Thousands of refugees fleeing attacks by Arab militias and Sudanese army bombs in the ravaged western region of Darfur have flooded into neighboring Chad, the United Nations said Sunday, and many more may be on their way.
The attacks throw a region sundered by conflict into still deeper chaos as rebels, government forces and ethnic militias jockey to control a stretch of semidesert that straddles the countries. A week ago, Chadian rebels based in Sudan tried to topple Chad's government, making it to the presidential palace gates in N'Djamena before being beaten back.
Making matters worse, the rebel group that controlled the part of Darfur under attack, the Justice and Equality Movement, warned the U.N.-African Union peacekeeping force not to enter the area. The rebels said it was an active war zone and any armed group, including peacekeepers, would be deemed hostile.
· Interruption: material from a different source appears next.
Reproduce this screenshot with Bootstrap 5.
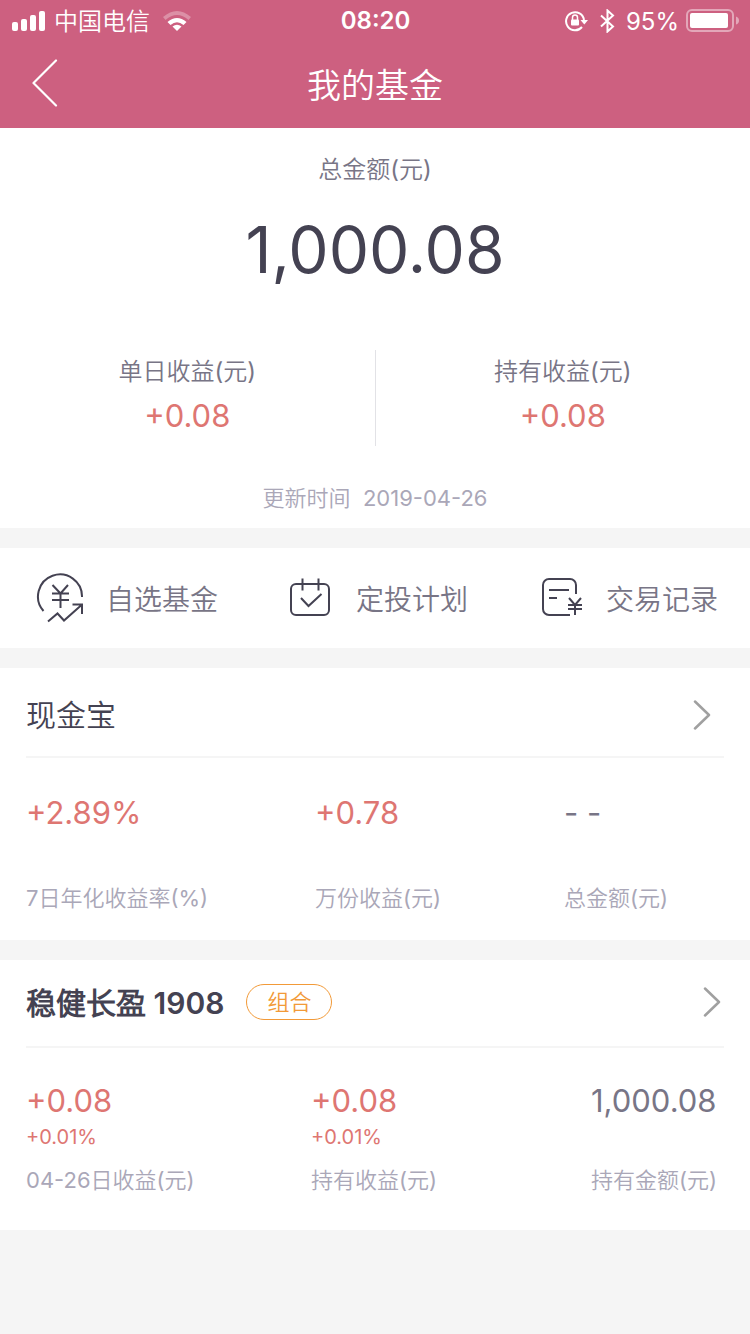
<!DOCTYPE html>
<html lang="zh-CN">
<head>
<meta charset="utf-8">
<meta name="viewport" content="width=device-width, initial-scale=1">
<title>我的基金</title>
<link href="https://cdn.jsdelivr.net/npm/bootstrap@5.3.0/dist/css/bootstrap.min.css" rel="stylesheet">
<style>
  :root { --ink: #444252; --text: #787586; --soft: #aaa7b8; --rise: #de7672; --brand: #cd6080; --tag: #f29a38; }
  body { font-family: Inter, "Noto Sans CJK SC DemiLight", "Noto Sans CJK SC Light", "Noto Sans CJK SC", sans-serif; background: #f5f5f5; color: var(--text); font-size: 24px; line-height: 32px; }
  svg { display: block; flex: none; }
  h1, h2 { margin: 0; }
  .app-head { background: var(--brand); color: #fff; }
  .status-bar { height: 40px; padding: 1px 11px 0 12px; }
  .status-side { flex: 1 1 0; }
  .status-side span { padding-top: 2px; }
  .status-time { font-size: 24px; font-weight: 600; }
  .status-icons { gap: 11px; }
  .charge { gap: 7px; }
  .title-bar { display: grid; grid-template-columns: 88px 1fr 88px; align-items: center; height: 88px; }
  .title-bar h1 { font-size: 34px; line-height: 48px; font-weight: 400; padding-top: 4px; }
  .back-btn { background: none; border: 0; color: inherit; padding: 0 0 2px 32px; height: 88px; }
  .panel { background: #fff; margin-bottom: 20px; }
  .summary { padding: 26px 0 14px; }
  .total { font-size: 64px; line-height: 80px; color: var(--ink); margin: 24px 0 60px; }
  .gain { height: 96px; padding-top: 6px; }
  .gain + .gain { border-left: 1px solid #e2e2e6; }
  .figure-value { font-size: 31px; line-height: 40px; }
  .gain .figure-value { margin-top: 8px; }
  .rise { color: var(--rise); }
  .updated { font-size: 22px; color: var(--soft); margin-top: 36px; }
  .quick a { color: var(--text); font-size: 28px; height: 100px; padding-left: 36px; gap: 20px; }
  .quick span { padding-top: 3px; }
  .fund { padding: 0 26px; }
  .fund-head { color: var(--ink); border-bottom: 2px solid #f5f5f5; height: 90px; padding: 5px 13px 0 0; font-size: 30px; }
  .fund-head h2 { font-size: 30px; line-height: 40px; font-weight: 400; }
  .figure-label { font-size: 22px; color: var(--soft); }
  .cash-grid { display: grid; grid-template-columns: 289fr 249fr 160fr; padding: 35px 0 26px; }
  .cash-grid .figure-label { margin-top: 49px; }
  .combo-head { height: 88px; padding: 0 3px 2px 0; }
  .combo-head h2 { font-weight: 600; padding-top: 2px; }
  .combo-tag { border: 1px solid var(--tag); color: var(--tag); border-radius: 18px; font-size: 22px; line-height: 34px; padding: 0 20px; margin-left: 22px; }
  .combo-grid { display: grid; grid-template-columns: 285fr 280fr 133fr; padding: 33px 0 34px; }
  .figure-rate { font-size: 20px; line-height: 32px; min-height: 32px; }
  .combo-grid .figure-label { margin-top: 11px; }
</style>
</head>
<body>
<header class="app-head">
  <div class="status-bar d-flex align-items-center">
    <div class="status-side d-flex align-items-center">
      <svg width="34" height="20" fill="#fff" aria-hidden="true"><rect y="11" width="6" height="9" rx="2"/><rect x="9" y="8" width="6" height="12" rx="2"/><rect x="18" y="4" width="6" height="16" rx="2"/><rect x="27" width="6" height="20" rx="2"/></svg>
      <span class="ms-2">中国电信</span>
      <svg class="ms-2 me-auto" width="40" height="20" viewBox="-5 0 40 20" fill="none" aria-hidden="true"><path d="M0 6Q14-6 28 6L25.500 9Q14-1 2.500 9z" fill="#fff" opacity=".3"/><path d="M4.500 11Q14 3 23.500 11L20.500 14Q14 8.500 7.500 14z" fill="#fff"/><path d="M14 20l-4.500-4.500q4.500-3.500 9 0z" fill="#fff"/></svg>
    </div>
    <div class="status-time">08:20</div>
    <div class="status-side status-icons d-flex align-items-center justify-content-end">
      <svg width="24" height="22" viewBox="0 0 24 22" fill="none" stroke="#fff" stroke-width="2" aria-hidden="true"><path d="M19 10A9 9 0 1 0 17 17"/><path d="M15.500 10h7.500l-3.700 4.500z" fill="#fff" stroke="none"/><rect x="6" y="9.500" width="8" height="6" rx="1" fill="#fff" stroke="none"/><path d="M7.500 10V7.500a2.500 2.500 0 0 1 5 0V10" stroke-width="1.500"/></svg>
      <svg width="15" height="24" viewBox="0 0 15 24" fill="none" stroke="#fff" stroke-width="2" aria-hidden="true"><path d="M1 6.500L13 17.500 7.500 22.500V1.500L13 6.500 1 17.500"/></svg>
      <div class="charge d-flex align-items-center">
        <span>95%</span>
        <svg width="53" height="24" viewBox="0 0 53 24" aria-hidden="true"><rect x="1" y="1" width="46" height="21" rx="5" fill="none" stroke="#fff" stroke-width="2" opacity=".45"/><rect x="4" y="4" width="38" height="15" rx="2" fill="#fff"/><path d="M50 7.500q3 1 3 4t-3 4z" fill="#fff" opacity=".45"/></svg>
      </div>
    </div>
  </div>
  <div class="title-bar">
    <button class="back-btn" type="button" aria-label="返回"><svg width="26" height="48" viewBox="0 0 26 48" fill="none" stroke="#fff" stroke-width="2.200" stroke-linecap="round" stroke-linejoin="round"><path d="M24 1.500L1.500 24 24 46.500"/></svg></button>
    <h1 class="text-center">我的基金</h1>
  </div>
</header>

<main>
  <section class="panel summary text-center">
    <div>总金额(元)</div>
    <div class="total">1,000.08</div>
    <div class="row g-0">
      <div class="col gain"><div>单日收益(元)</div><div class="figure-value rise">+0.08</div></div>
      <div class="col gain"><div>持有收益(元)</div><div class="figure-value rise">+0.08</div></div>
    </div>
    <div class="updated">更新时间&nbsp; 2019-04-26</div>
  </section>

  <nav class="panel quick row g-0">
    <a href="#" class="col d-flex align-items-center text-decoration-none text-nowrap">
      <svg width="50" height="50" viewBox="0 0 50 50" fill="none" stroke="#444252" stroke-width="2"><path d="M7.500 38A22 22 0 1 1 46 24"/><path d="M16.500 12l8 8.500L32 12M16 20.500h17M16 27h17M24.500 20.500V35"/><path d="M12 48.500L21.500 40.500 28 47.500 45.500 32M36.500 31.500H46V41"/></svg>
      <span>自选基金</span>
    </a>
    <a href="#" class="col d-flex align-items-center text-decoration-none text-nowrap">
      <svg width="50" height="50" viewBox="0 0 50 50" fill="none" stroke="#444252" stroke-width="2"><rect x="5" y="11" width="38" height="31" rx="5"/><path d="M16.500 5.500v12M32.500 5.500v12M15 25l7.500 8L35.500 21"/></svg>
      <span>定投计划</span>
    </a>
    <a href="#" class="col d-flex align-items-center text-decoration-none text-nowrap">
      <svg width="50" height="50" viewBox="0 0 50 50" fill="none" stroke="#444252" stroke-width="2"><path d="M40 21V12a6 6 0 0 0-6-6H13a6 6 0 0 0-6 6v24a6 6 0 0 0 6 6h21M13 17h20M13 25h8"/><path d="M33 25l6 7 6-7M32 32h14M32 36h14M39 32v10"/></svg>
      <span>交易记录</span>
    </a>
  </nav>

  <section class="panel fund">
    <a href="#" class="fund-head d-flex align-items-center justify-content-between text-decoration-none">
      <h2>现金宝</h2>
      <svg width="18" height="30" viewBox="0 0 18 30" fill="none" stroke="#a0a0a0" stroke-width="2.500" stroke-linecap="round" stroke-linejoin="round"><path d="M2 1.500L16 15 2 28.500"/></svg>
    </a>
    <div class="cash-grid text-nowrap">
      <div><div class="figure-value rise">+2.89%</div><div class="figure-label">7日年化收益率(%)</div></div>
      <div><div class="figure-value rise">+0.78</div><div class="figure-label">万份收益(元)</div></div>
      <div><div class="figure-value">- -</div><div class="figure-label">总金额(元)</div></div>
    </div>
  </section>

  <section class="panel fund mb-0">
    <a href="#" class="fund-head combo-head d-flex align-items-center text-decoration-none">
      <h2>稳健长盈 1908</h2>
      <span class="combo-tag">组合</span>
      <svg class="ms-auto" width="18" height="30" viewBox="0 0 18 30" fill="none" stroke="#a0a0a0" stroke-width="2.500" stroke-linecap="round" stroke-linejoin="round"><path d="M2 1.500L16 15 2 28.500"/></svg>
    </a>
    <div class="combo-grid text-nowrap">
      <div><div class="figure-value rise">+0.08</div><div class="figure-rate rise">+0.01%</div><div class="figure-label">04-26日收益(元)</div></div>
      <div><div class="figure-value rise">+0.08</div><div class="figure-rate rise">+0.01%</div><div class="figure-label">持有收益(元)</div></div>
      <div><div class="figure-value">1,000.08</div><div class="figure-rate"></div><div class="figure-label">持有金额(元)</div></div>
    </div>
  </section>
</main>
<script src="https://cdn.jsdelivr.net/npm/bootstrap@5.3.0/dist/js/bootstrap.bundle.min.js"></script>
</body>
</html>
"There is no cease-fire; the war is going on," Suleiman Sandal Haggar, a senior commander with the rebel group, said via satellite phone. "In this situation, it is very difficult to talk about peacekeeping when there is no peace to keep."
About 6,000 Sudanese reached the border town of Birak in Chad, said Helen Caux, a spokeswoman for the U.N. refugee agency, and a roughly equal number had gathered in a nearby village. The first wave consisted mainly of men. An unknown number of women and children followed behind, the refugees told the U.N.
"They are destitute and terrified," Caux said.